Beware the following will contain plot detail.

It’s well known that some things appeal to a certain demographic. Rom-coms to couples, superhero movies to kids and big monster movies to those in Asia. It’s no surprise then that film studios often have a target audience in mind, but with E.T. I would say there’s no easy generalisation to make.

Given its full title, E.T. the Extra Terrestrial, it does indeed feature just one alien and for almost the entirety of the film, we do not see any others. Left stranded by its mothership, the boy who first discovers the alien gives it a home and, to some degree, adopts it as a member of the family. With few characters, there’s more time spent fleshing them out and E.T., the name given to the alien, forges many relationships with Elliott’s (Thomas) contemporary American family. Soon E.T. is able to communicate with humans and express his wish, leading to the famous line “E.T. phone home”. Released at a time when space was the latest fascination, the government are also intent on locating E.T. for their own unexplained purposes, which means Elliott must smuggle E.T. to its escape area. Although there are iconic moments like the bicycle scene coupled with the memorable theme song, the plot could be considered as forgetful, I saw it relatively recently (not on release but over a year ago) and do not recall most of it.

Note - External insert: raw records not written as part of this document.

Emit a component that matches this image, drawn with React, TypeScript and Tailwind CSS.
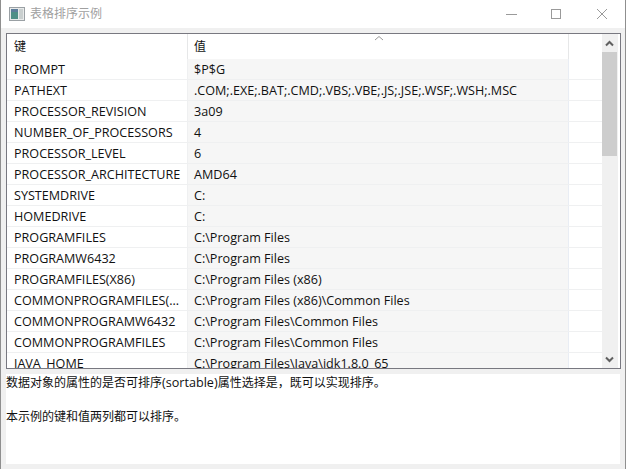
const rows: [string, string][] = [
  ["PROMPT", "$P$G"],
  ["PATHEXT", ".COM;.EXE;.BAT;.CMD;.VBS;.VBE;.JS;.JSE;.WSF;.WSH;.MSC"],
  ["PROCESSOR_REVISION", "3a09"],
  ["NUMBER_OF_PROCESSORS", "4"],
  ["PROCESSOR_LEVEL", "6"],
  ["PROCESSOR_ARCHITECTURE", "AMD64"],
  ["SYSTEMDRIVE", "C:"],
  ["HOMEDRIVE", "C:"],
  ["PROGRAMFILES", "C:\\Program Files"],
  ["PROGRAMW6432", "C:\\Program Files"],
  ["PROGRAMFILES(X86)", "C:\\Program Files (x86)"],
  ["COMMONPROGRAMFILES(...", "C:\\Program Files (x86)\\Common Files"],
  ["COMMONPROGRAMW6432", "C:\\Program Files\\Common Files"],
  ["COMMONPROGRAMFILES", "C:\\Program Files\\Common Files"],
  ["JAVA_HOME", "C:\\Program Files\\Java\\jdk1.8.0_65"],
];

const font = { fontFamily: '"Open Sans","Noto Sans CJK SC",sans-serif' };

export default function App() {
  return (
    <div className="w-[627px] h-[469px] bg-white flex overflow-hidden text-[12px] text-[#111]" style={font}>
      <div className="w-[626px] h-full flex flex-col border-l border-r border-[#8f8f8f]">
        <div className="h-[28px] shrink-0 bg-white flex items-center">
          <svg width="16" height="14" viewBox="0 0 16 14" className="ml-[8px]">
            <rect x="0.5" y="0.5" width="15" height="13" fill="#e8eaea" stroke="#9aa0a4" />
            <rect x="2" y="2" width="7" height="10" fill="#4f8f86" />
            <rect x="2" y="2" width="7" height="3" fill="#5d7d9a" />
            <rect x="10" y="2" width="4" height="10" fill="#c9cfcf" />
          </svg>
          <span className="ml-[5px] text-[12px] text-[#a0a0a0]">表格排序示例</span>
          <div className="ml-auto flex items-center">
            <svg width="12" height="12" viewBox="0 0 12 12" className="mr-[32px]"><path d="M0 6.5H11" stroke="#9a9a9a" /></svg>
            <svg width="12" height="12" viewBox="0 0 12 12" className="mr-[34px]"><rect x="1.5" y="1.5" width="9" height="9" fill="none" stroke="#9a9a9a" /></svg>
            <svg width="12" height="12" viewBox="0 0 12 12" className="mr-[17px]"><path d="M1 1L11 11M11 1L1 11" stroke="#9a9a9a" /></svg>
          </div>
        </div>
        <div className="flex-1 bg-[#f0f0f0] pl-[5px] pr-[4px] pt-[5px] pb-[5px] flex flex-col min-h-0">
          <div className="h-[336px] w-[615px] shrink-0 border border-[#787880] bg-white flex overflow-hidden">
            <div className="flex-1 min-w-0 flex flex-col relative">
              <div className="h-[25px] shrink-0 flex">
                <div className="w-[181px] shrink-0 border-r border-[#e6e7e8] pl-[7px] pt-[4px] text-[12px]">键</div>
                <div className="w-[381px] shrink-0 border-r border-[#e6e7e8] pl-[6px] pt-[4px] text-[12px]">值</div>
              </div>
              <svg width="10" height="6" viewBox="0 0 10 6" className="absolute left-[367px] top-[1px]">
                <path d="M1 5L5 1.5L9 5" fill="none" stroke="#9a9a9a" />
              </svg>
              {rows.map(([k, v]) => (
                <div key={k} className="h-[21px] shrink-0 flex border-b border-[#eff0f1] text-[12.6px]">
                  <div className="w-[181px] shrink-0 border-r border-[#eff0f1] pl-[7px] leading-[22px] whitespace-nowrap overflow-hidden">{k}</div>
                  <div className="w-[381px] shrink-0 bg-[#f6f6f6] border-r border-[#e9edf4] pl-[6px] leading-[22px] whitespace-nowrap overflow-hidden">{v}</div>
                </div>
              ))}
            </div>
            <div className="w-[16px] mr-[2px] shrink-0 bg-[#f0f0f0] flex flex-col">
              <div className="h-[18px] mr-[1px] shrink-0 flex items-center justify-center">
                <svg width="9" height="7" viewBox="0 0 9 7"><path d="M1 5.5L4.5 2L8 5.5" fill="none" stroke="#606060" strokeWidth="2" /></svg>
              </div>
              <div className="h-[104px] mr-[1px] shrink-0 bg-[#cdcdcd]" />
              <div className="flex-1" />
              <div className="h-[17px] mr-[1px] shrink-0 flex items-center justify-center">
                <svg width="9" height="7" viewBox="0 0 9 7"><path d="M1 1.5L4.5 5L8 1.5" fill="none" stroke="#606060" strokeWidth="2" /></svg>
              </div>
            </div>
          </div>
          <div className="mt-[5px] h-[90px] w-[614px] bg-white text-[12px] leading-[17px]">
            <div>数据对象的属性的是否可排序<span className="text-[12.6px]">(sortable)</span>属性选择是，既可以实现排序。</div>
            <div className="h-[17px]" />
            <div>本示例的键和值两列都可以排序。</div>
          </div>
        </div>
      </div>
      <div className="flex-1 bg-white" />
    </div>
  );
}
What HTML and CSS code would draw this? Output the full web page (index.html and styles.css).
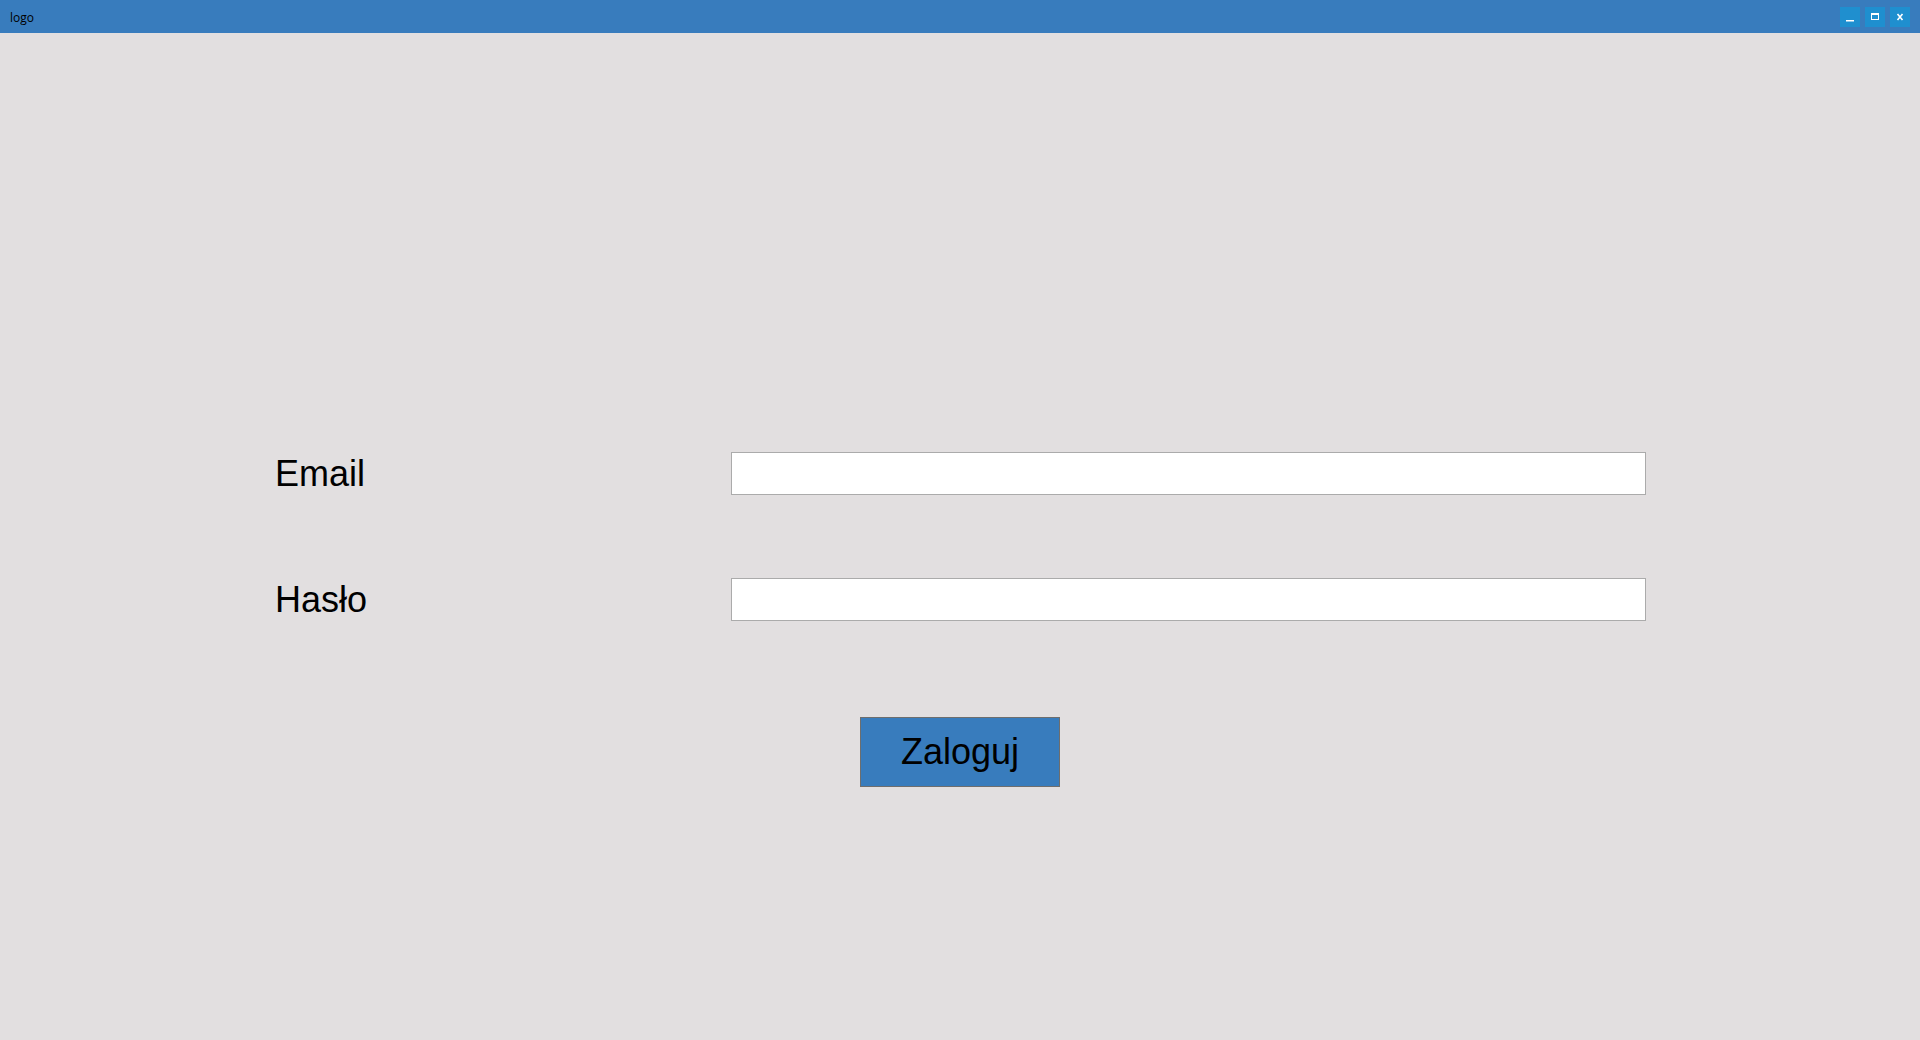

Undoubtedly, there is charm to the film but any grandiose expectations due to its legacy or the fact it’s directed by Spielberg will leave you disappointed. Once a contender for best film ever, it is striking how much times have changed, as watching it now I feel it’s vastly overrated.  A few aspects haven’t stood the test of time, the animatronics of E.T. are life-like but no longer impressive, however crucially, it doesn’t evoke memories of childhood anymore. To make a tenuous link, it’s like the popular Katy Perry song of the same name. A certain demographic love it, but for future generations, very few will understand why.